Hopkins-led team gets funding for AIDS/TB effort

Tuberculosis is raging in countries with high HIV infection rates, and a group of Johns Hopkins-led physicians are testing treatments to prevent the deadly disease.

Now, the international group of more than 250 researchers called the Consortium to Respond Effectively to the AIDS/TB Epidemic (CREATE), got a $32 million boost for their efforts from the Bill & Melinda Gates Foundation, Hopkins announced this week.

The grant supplements the $44.7 million the Gates Foundation donated in 2004 to start the initiative.

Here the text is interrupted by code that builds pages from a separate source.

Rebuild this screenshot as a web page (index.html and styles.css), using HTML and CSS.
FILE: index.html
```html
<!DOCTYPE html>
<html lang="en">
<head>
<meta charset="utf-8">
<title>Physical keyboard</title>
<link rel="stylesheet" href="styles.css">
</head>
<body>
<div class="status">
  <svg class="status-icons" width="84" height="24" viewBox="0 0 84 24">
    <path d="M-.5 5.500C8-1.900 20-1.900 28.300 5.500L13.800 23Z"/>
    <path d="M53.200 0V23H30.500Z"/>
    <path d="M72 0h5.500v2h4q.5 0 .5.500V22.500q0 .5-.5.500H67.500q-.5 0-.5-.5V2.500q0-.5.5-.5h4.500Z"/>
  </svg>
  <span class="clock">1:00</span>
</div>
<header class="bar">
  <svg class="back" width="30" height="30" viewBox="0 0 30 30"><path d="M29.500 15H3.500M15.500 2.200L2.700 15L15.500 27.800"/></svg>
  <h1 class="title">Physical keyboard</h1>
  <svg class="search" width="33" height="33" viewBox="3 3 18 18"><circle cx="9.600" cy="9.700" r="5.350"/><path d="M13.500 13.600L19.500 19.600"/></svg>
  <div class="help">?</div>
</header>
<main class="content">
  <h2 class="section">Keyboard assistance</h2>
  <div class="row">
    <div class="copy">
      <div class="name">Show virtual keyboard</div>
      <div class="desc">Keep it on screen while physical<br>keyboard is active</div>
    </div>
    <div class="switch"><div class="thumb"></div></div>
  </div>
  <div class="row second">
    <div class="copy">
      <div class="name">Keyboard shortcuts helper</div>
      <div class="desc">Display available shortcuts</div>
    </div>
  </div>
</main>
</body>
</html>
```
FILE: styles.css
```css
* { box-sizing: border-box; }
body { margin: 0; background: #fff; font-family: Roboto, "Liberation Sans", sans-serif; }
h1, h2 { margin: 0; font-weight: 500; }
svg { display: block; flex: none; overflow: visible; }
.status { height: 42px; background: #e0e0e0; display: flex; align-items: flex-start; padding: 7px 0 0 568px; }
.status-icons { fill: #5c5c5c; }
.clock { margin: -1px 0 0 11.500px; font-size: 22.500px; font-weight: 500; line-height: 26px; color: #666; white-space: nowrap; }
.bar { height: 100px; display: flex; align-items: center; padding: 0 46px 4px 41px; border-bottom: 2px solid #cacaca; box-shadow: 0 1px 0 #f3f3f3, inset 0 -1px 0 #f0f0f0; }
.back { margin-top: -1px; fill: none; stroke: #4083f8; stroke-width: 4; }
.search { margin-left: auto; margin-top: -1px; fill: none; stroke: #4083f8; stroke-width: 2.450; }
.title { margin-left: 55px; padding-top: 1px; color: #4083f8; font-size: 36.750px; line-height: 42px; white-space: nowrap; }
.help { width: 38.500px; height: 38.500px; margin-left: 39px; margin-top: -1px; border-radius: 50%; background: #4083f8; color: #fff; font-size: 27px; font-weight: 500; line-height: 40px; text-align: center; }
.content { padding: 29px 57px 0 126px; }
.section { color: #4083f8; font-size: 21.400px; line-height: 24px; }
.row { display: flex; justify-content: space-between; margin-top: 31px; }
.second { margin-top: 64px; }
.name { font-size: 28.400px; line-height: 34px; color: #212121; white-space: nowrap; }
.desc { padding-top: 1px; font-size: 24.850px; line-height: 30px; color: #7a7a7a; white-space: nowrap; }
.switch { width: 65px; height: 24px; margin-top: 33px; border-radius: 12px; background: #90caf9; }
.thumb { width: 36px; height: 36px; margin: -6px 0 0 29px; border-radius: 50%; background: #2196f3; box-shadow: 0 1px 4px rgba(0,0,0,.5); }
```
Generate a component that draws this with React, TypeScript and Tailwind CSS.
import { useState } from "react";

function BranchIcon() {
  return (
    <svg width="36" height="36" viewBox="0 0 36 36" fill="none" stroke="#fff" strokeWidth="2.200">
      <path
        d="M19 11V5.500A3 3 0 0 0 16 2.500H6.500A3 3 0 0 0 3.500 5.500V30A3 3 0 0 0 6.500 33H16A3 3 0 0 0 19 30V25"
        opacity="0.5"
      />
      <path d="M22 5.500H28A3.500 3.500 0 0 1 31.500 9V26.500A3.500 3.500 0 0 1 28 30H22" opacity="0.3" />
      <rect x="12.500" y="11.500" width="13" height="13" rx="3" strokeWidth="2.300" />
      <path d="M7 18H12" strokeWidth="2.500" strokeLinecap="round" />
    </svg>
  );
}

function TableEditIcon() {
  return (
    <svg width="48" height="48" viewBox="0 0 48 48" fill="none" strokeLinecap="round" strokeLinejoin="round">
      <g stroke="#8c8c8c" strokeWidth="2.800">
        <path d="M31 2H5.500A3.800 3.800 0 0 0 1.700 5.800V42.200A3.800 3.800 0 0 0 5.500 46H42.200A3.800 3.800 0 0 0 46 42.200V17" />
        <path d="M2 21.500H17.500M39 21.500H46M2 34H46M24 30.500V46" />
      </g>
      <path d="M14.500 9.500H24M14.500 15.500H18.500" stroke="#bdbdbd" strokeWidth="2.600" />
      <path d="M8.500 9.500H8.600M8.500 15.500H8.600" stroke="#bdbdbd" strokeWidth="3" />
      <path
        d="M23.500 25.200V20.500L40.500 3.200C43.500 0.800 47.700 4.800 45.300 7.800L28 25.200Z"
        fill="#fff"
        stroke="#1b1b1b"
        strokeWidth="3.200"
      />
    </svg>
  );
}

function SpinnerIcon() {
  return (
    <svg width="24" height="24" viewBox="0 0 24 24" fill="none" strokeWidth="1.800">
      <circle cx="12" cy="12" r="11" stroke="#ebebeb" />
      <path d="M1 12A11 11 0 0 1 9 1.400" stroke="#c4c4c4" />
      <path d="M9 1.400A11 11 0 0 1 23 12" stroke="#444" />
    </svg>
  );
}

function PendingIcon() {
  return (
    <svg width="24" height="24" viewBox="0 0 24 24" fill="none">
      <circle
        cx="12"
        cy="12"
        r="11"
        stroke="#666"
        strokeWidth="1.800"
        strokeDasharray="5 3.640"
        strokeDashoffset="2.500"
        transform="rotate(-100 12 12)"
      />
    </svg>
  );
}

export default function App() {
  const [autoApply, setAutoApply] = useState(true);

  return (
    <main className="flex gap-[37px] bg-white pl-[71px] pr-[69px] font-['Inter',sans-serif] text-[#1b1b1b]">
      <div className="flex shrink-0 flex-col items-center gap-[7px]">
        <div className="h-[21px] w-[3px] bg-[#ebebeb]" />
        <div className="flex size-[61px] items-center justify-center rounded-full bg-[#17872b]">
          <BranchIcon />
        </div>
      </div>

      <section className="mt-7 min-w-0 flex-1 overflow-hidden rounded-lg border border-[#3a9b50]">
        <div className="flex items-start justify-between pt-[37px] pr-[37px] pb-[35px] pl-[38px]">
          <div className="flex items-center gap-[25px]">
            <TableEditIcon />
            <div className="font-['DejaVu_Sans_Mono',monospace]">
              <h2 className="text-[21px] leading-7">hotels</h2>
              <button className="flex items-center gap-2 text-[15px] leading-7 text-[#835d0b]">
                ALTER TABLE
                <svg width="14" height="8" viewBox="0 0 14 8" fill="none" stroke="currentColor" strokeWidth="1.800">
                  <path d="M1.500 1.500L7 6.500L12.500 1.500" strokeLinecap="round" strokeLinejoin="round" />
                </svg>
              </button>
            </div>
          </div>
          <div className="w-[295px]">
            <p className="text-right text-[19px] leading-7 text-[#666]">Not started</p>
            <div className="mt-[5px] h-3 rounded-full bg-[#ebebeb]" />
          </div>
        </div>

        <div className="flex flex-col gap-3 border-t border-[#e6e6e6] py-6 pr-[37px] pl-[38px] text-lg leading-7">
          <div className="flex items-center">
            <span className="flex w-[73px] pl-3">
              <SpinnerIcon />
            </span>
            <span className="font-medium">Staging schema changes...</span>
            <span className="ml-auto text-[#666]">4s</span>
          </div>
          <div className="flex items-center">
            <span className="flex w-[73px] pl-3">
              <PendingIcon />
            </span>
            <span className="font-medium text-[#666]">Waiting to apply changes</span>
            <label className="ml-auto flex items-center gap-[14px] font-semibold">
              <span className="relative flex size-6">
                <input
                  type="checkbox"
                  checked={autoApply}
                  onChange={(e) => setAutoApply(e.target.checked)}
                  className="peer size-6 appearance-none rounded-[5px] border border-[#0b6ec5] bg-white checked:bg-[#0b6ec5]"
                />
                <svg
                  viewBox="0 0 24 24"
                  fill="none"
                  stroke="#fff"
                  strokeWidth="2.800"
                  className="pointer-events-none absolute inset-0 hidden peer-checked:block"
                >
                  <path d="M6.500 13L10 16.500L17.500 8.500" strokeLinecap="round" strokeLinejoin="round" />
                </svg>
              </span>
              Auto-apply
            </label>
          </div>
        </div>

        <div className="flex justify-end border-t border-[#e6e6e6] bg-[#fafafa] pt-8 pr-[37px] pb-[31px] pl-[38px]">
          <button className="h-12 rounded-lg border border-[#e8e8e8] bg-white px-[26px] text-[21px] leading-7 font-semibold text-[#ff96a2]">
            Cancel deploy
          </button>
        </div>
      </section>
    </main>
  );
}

CREATE is testing the use of antibiotic therapy to prevent active TB disease in people also infected with HIV in South Africa, Brazil and Zambia.

Worldwide, 9 million new cases of TB are diagnosed each year, and more than 1.5 million people die from the disease, officials said.

Dr. Richard Chaisson, a Johns Hopkins infectious disease specialist who leads CREATE, said the money comes “just as our team’s research is making serious progress.”

“Because HIV weakens the immune system, people with HIV are especially vulnerable to TB, and TB rates have increased

significantly in countries with high HIV prevalence,” he said in a statement.

“We are testing simple interventions at the community level that can reverse these deadly trends.”